I’ve Been Using an Instant Pot for Nearly 4 Years Now — Here’s My Honest Review of It
It was nearly four years ago that I first heard about the Instant Pot. Soon after, I got one to try out for myself. I had some strong initial thoughts. Namely that it was so confusing and anything but intuitive to use, and that my New York City apartment did not need another small appliance (even one that did the work of multiple appliances). Yet there was something about it that intrigued me.
After playing around with it for several months, I reported back on how I felt about it eight months later. Long overdue for another follow-up, I decided it was high time for me to let you guys know how I feel about it almost four (FOUR!) years later.
What Exactly Is the Instant Pot?
In case the Instant Pot is still new to you, let’s start with an ultra-quick explainer. The Instant Pot is a multi-cooker that does the job of many different kitchen appliances or tools (a pressure cooker and slow cooker, being the most popular). Some models even have pre-programmed settings for things like eggs, rice and grains, cake, and soup. Sounds kind of impressive, right?
How I Use My Instant Pot
I’ve cycled my way through all of the DUO’s functions and I’ve put some Instant Pot hacks to the test. Of all the Instant Pot’s features, I use the pressure-cooking function the most. Using my Instant Pot as a pressure cooker means steel-cut oats are a breakfast possibility on weekday mornings. It also gives me fast, low-effort dinners with very few dishes to wash and allows me to make lots of shredded meat — like pulled pork and barbacoa —without having to plan ahead.
While I think the slow cooker function works well, I’ve found myself using this feature less and less over the years, and these days I rarely use it, pulling out my larger slow cooker instead. As Meghan pointed out a while ago, it’s totally worth getting a separate glass lid for the Instant Pot it you plan to use it as a slow cooker with regularity. If I had that lid, maybe I’d be more inclined to use my Instant Pot as a slow cooker?
My Instant Pot has also become a staple during my weekend meal prep routine. Sometimes I lean on it because it can offer a shorter cook time, but also because it means I don’t have to turn the oven on or I can multitask with the oven and the IP.
And with the arrival of my first baby just a couple of weeks away, I have a feeling my Instant Pot is going to get more use than ever. My husband and I aren’t quite sure what feeding ourselves will look like, although we know our freezer stash won’t last forever and we’re determined not to live on takeout. So right now the Instant Pot feels like our most promising solution, between the ultra-quick dinners, meals that promise to leave us with lots of leftovers, and the essentials that can be prepped and cobbled into different meals throughout the day.

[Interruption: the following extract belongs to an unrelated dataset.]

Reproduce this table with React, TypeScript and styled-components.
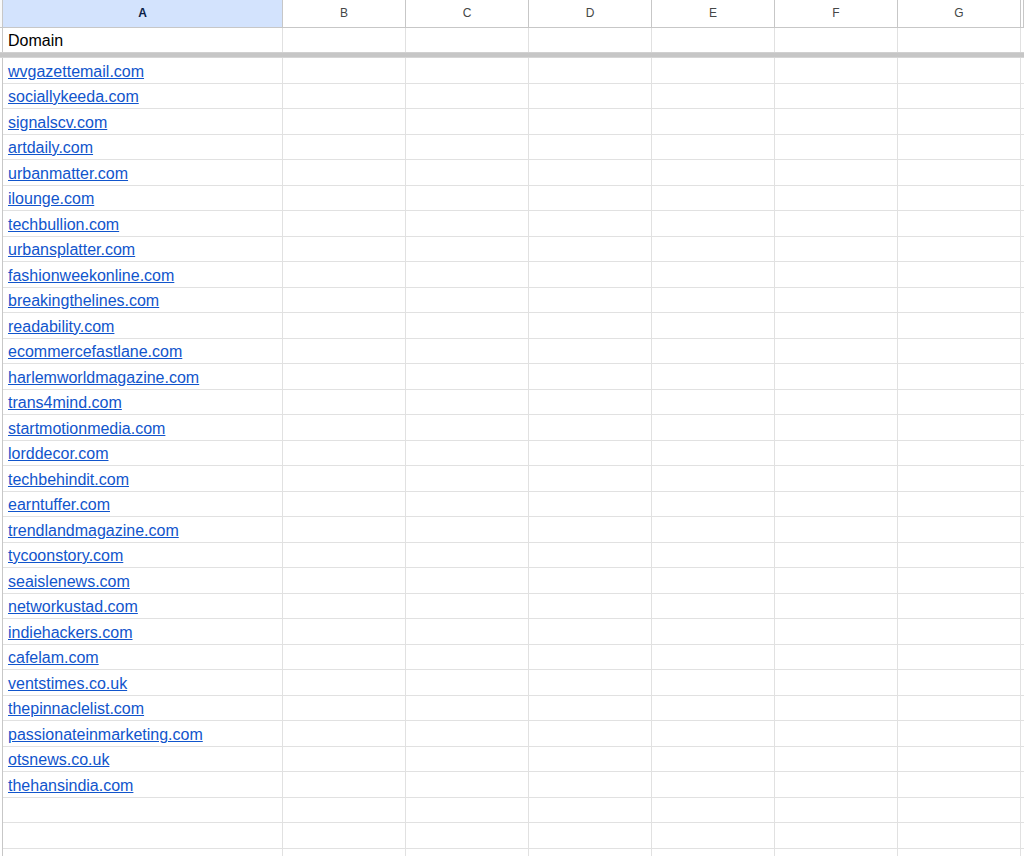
import React from "react";
import styled, { createGlobalStyle } from "styled-components";

const GlobalStyle = createGlobalStyle`
  html, body {
    margin: 0;
    padding: 0;
    background: #ffffff;
    overflow: hidden;
  }
  body {
    font-family: "Liberation Sans", Arial, sans-serif;
  }
`;

const domains = [
  "wvgazettemail.com",
  "sociallykeeda.com",
  "signalscv.com",
  "artdaily.com",
  "urbanmatter.com",
  "ilounge.com",
  "techbullion.com",
  "urbansplatter.com",
  "fashionweekonline.com",
  "breakingthelines.com",
  "readability.com",
  "ecommercefastlane.com",
  "harlemworldmagazine.com",
  "trans4mind.com",
  "startmotionmedia.com",
  "lorddecor.com",
  "techbehindit.com",
  "earntuffer.com",
  "trendlandmagazine.com",
  "tycoonstory.com",
  "seaislenews.com",
  "networkustad.com",
  "indiehackers.com",
  "cafelam.com",
  "ventstimes.co.uk",
  "thepinnaclelist.com",
  "passionateinmarketing.com",
  "otsnews.co.uk",
  "thehansindia.com",
];

const columns = ["A", "B", "C", "D", "E", "F", "G"];
const TOTAL_ROWS = 32;

const Sheet = styled.div`
  width: 1024px;
  height: 856px;
  overflow: hidden;
  display: flex;
  flex-direction: column;
  background: #fff;
`;

const Row = styled.div<{ $h: number }>`
  display: grid;
  grid-template-columns: 3px 280px repeat(6, 123px) 1fr;
  height: ${(p) => p.$h}px;
  flex: none;
`;

const Gutter = styled.div`
  border-right: 1px solid #c7c7c7;
  background: #fff;
`;

const HeaderGutter = styled.div`
  border-right: 1px solid #c7c7c7;
  border-bottom: 1px solid #c7c7c7;
  background: #f8f9fa;
`;

const ColHeader = styled.div<{ $selected?: boolean }>`
  box-sizing: border-box;
  border-right: 1px solid #c7c7c7;
  border-bottom: 1px solid #c7c7c7;
  background: ${(p) => (p.$selected ? "#d3e3fd" : "#ffffff")};
  color: ${(p) => (p.$selected ? "#0b1d46" : "#444746")};
  font-weight: ${(p) => (p.$selected ? 700 : 400)};
  font-size: 12px;
  line-height: 27px;
  text-align: center;
`;

const Cell = styled.div<{ $noBottom?: boolean }>`
  box-sizing: border-box;
  border-right: 1px solid #e1e1e1;
  border-bottom: ${(p) => (p.$noBottom ? "none" : "1px solid #e1e1e1")};
  display: flex;
  align-items: flex-end;
  padding: 0 0 2px 5px;
  font-size: 16px;
  line-height: 18px;
  color: #000;
  white-space: nowrap;
  overflow: hidden;
`;

const Link = styled.a`
  color: #1155cc;
  text-decoration: underline;
  text-underline-offset: 1px;
`;

const FreezeBar = styled.div`
  height: 6px;
  flex: none;
  background: linear-gradient(
    to bottom,
    #dadada 0px,
    #c6c6c6 1px,
    #c6c6c6 5px,
    #e4e4e4 6px
  );
`;

const DataRows = styled.div`
  display: flex;
  flex-direction: column;
`;

const DataRow = styled.div`
  display: grid;
  grid-template-columns: 3px 280px repeat(6, 123px) 1fr;
  height: 25.5px;
  flex: none;
`;

const EmptyCells: React.FC = () => (
  <>
    {columns.slice(1).map((c) => (
      <Cell key={c} />
    ))}
    <Cell />
  </>
);

export default function App() {
  const rows = Array.from({ length: TOTAL_ROWS }, (_, i) => domains[i]);
  return (
    <>
      <GlobalStyle />
      <Sheet>
        <Row $h={28}>
          <HeaderGutter />
          {columns.map((c) => (
            <ColHeader key={c} $selected={c === "A"}>
              {c}
            </ColHeader>
          ))}
          <ColHeader />
        </Row>
        <Row $h={24}>
          <Gutter />
          <Cell $noBottom>Domain</Cell>
          {columns.slice(1).map((c) => (
            <Cell key={c} $noBottom />
          ))}
          <Cell $noBottom />
        </Row>
        <FreezeBar />
        <DataRows>
          {rows.map((d, i) => (
            <DataRow key={i}>
              <Gutter />
              <Cell>{d ? <Link href="#">{d}</Link> : null}</Cell>
              <EmptyCells />
            </DataRow>
          ))}
        </DataRows>
      </Sheet>
    </>
  );
}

Beyond the Convenience of the Instant Pot
Early on, my fondness for my Instant Pot came from a place of convenience. I appreciated the quicker cooking time for large, tough cuts of meat, wild rice, steel-cut oats, lentils, soup, and burrito bowls. Plus its ability to cook meat from frozen (a total savior on the nights I forget to thaw a pack of chicken for dinner), and the fact that it often left me with fewer dirty dishes. And while those qualities still win the appliance some big points, I’ve come to learn that some recipes are simply better when they’re cooked in the Instant Pot.
The Instant Pot isn’t always the faster cooking method, and I’m okay with that, because sometimes the food that comes out of it is so much better and more satisfying than other methods. I first realized this with hard-cooked eggs. It’s not necessarily faster than the stovetop method, but Instant Pot eggs are by far creamier and easier to peel; it’s my go-to method for making a big batch during my weekend meal prep routine.
Then there’s spaghetti and meat sauce, which is my absolute favorite thing to cook in the Instant Pot. It takes advantage of both the sauté and pressure cooker functions, and again, while not necessarily faster than the stovetop, there are fewer dishes to contend with, and the result is out of this world. Everything — the ground meat, spaghetti, sauce, and water — is all cooked together, so the pasta (cooked just until al dente) picks up extra flavor, and the sauce clings to each strand like a magnet.
And the dessert! Honestly, I was skeptical about making cheesecake in my Instant Pot, and felt sure there was no way it could possibly compare to the classic version. Turns out, not only is Instant Pot cheesecake wildly lush, creamy, and totally delicious, but it’s also the only version I make now. You’ll have to pick up a smaller cake pan, but this method is much, much easier and it’s one of the best cheesecakes I’ve tasted.
My Favorite Instant Pot Recipes
A Summary of My Instant Pot Review
Clearly, I am still a fan. A huge fan. And a bigger one than when I reviewed it more than three years ago. I love that it really does save me time. It helps me with meal prep. And it makes a few dishes that just taste better than other methods. While I certainly don’t use all the functions on this small appliance, the ones I do use make it worth the real estate it takes up in my small kitchen. If you told me three years ago that I was going to be such a huge fan, I’m not sure I would have believed you. But now it makes me wonder: How much more will I love it in three more years when I have a toddler?
How long have you had your Instant Pot? Do you love it as much as I love mine?